My Japanese interpreter came to me one morning and said, "Let's hear some Bach to start the day." She pulled out a CD of the cantata Vergnuegte Ruh, beliebte Seeleenlust, whose lyrics say that God's real name is Love. "This has taught me what these two words mean to Christians," she said. "And I like it very much."

Around the turn of the century, the Lutheran archbishop of Uppsala, in Sweden, called Bach's cantatas the "fifth gospel"; today, such religious terms are just as likely to be applied to Bach by the founder of the Bach Collegium Japan, Masaaki Suzuki, who has said, "Bach is teaching us the Christian concept of hope," and Yoshikazu Tokuzen, of Japan's National Christian Council, who has called Bach "a vehicle of the Holy Spirit."

An air raid destroyed our house in 1943, and when we moved into my grandmother's flat to hide from further assaults, Bach's presiding likeness moved with us. As blockbuster bombs detonated outside, Grandmother Netto sang Bach's chorales in my ear. They have remained in my head ever since, and they have kept me in touch with my distant hometown during decades of exile. (I fled Leipzig as a child soon after its occupation by the Red Army.)

Now Bach's city is free again, thanks to a peaceful revolution that began here at the Nikolaikirche. In 1989, the peace marches around Leipzig's medieval town center triggered the collapse of communism in East Germany. Now I return every year to marvel at the city's rebirth.

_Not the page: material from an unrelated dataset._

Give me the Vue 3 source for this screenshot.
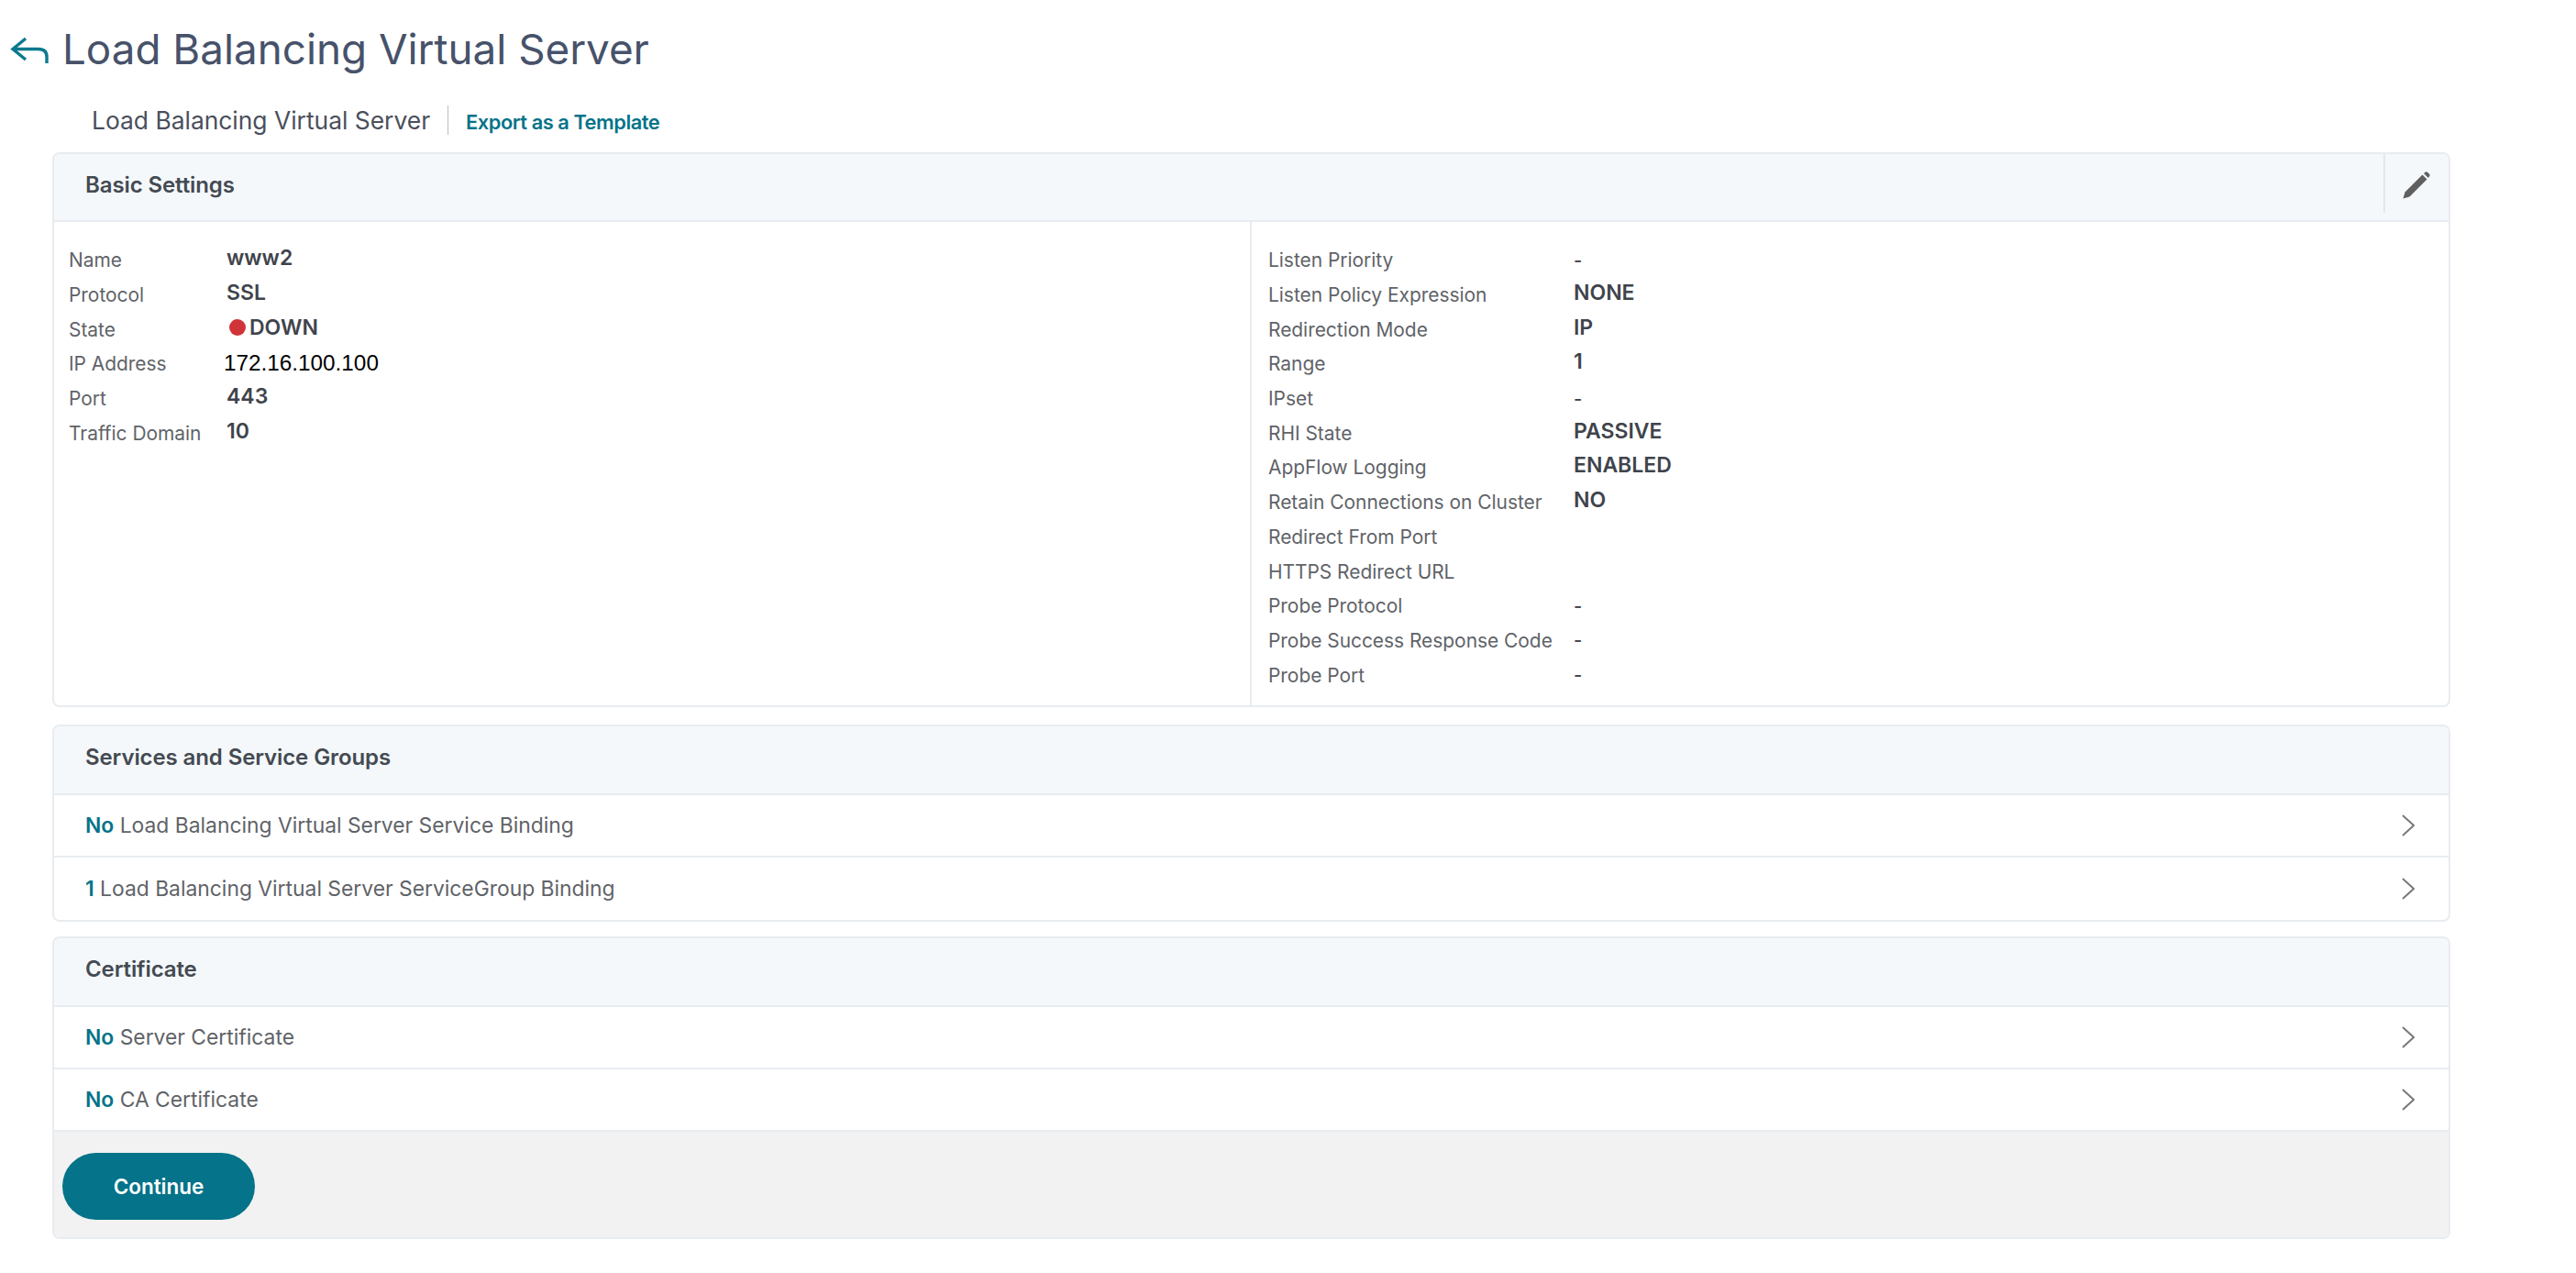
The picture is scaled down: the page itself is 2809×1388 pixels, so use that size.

For an expatriate on a pilgrimage to the city of Bach, arriving at Leipzig's Hauptbahnhof--the largest railroad station in Europe, and one of the most elegant--is an emotional experience. Two rival kingdoms, Prussia and Saxony, built the station together at the beginning of this century, each installing its own staff, complete with mutually hostile cleaning men who pushed rubbish back and forth between their respective territories. There was never much love between Saxons and Prussians. We Saxons deemed the Prussians stiff and uncultured; they considered us shifty and militarily inadequate-rather like the French.

There is some truth to every cliche. We do regard the French as our soul mates. "I praise my Leipzig," wrote Goethe, who studied there for three years. "It is a little Paris and educates its people." In my childhood, the Hauptbahnhof catered to our Francophilia, even while we were at war with France; it housed the best French restaurant in central Germany until the station was all but flattened. Now it is home to one of Germany's flashiest shopping centers.

A tour of Bach's city begins with caffeine. Leipzig has been a coffee town ever since the first shipment arrived in 1693. Saxon soldiers are known to have refused to fight when the army ran out of their preferred beverage. "No coffee, no combat," they growled, which is why the Prussians call us Kaffe. It was at Zimmermann's Kaffeehaus that Bach and his Collegium Musicum performed his harpsichord concerti and, presumably, the "Coffee Cantata," the amusing choral work whose title, Schweigt stille, plaudert nicht, admonishes listeners not to spoil the enjoyment of their favorite drink with chatter. Bach knew well his fellow Saxons, who coined the verb maeren to describe their propensity to spend hours spinning endless shaggy-dog stories, jaws frozen in grins.

Bach's duties also often took him to the Markt, a lively square in the virtual center of Europe. For more than a millennium, the continent's two key roads crossed here: the via Imperii, which connects Rome, Vienna, and Prague with northern cities; and the via Regia, which links Madrid, Paris, Frankfurt, Warsaw, and Kiev. The intersection made Leipzig a natural site for what is now the world's oldest trade fair, established eight centuries ago.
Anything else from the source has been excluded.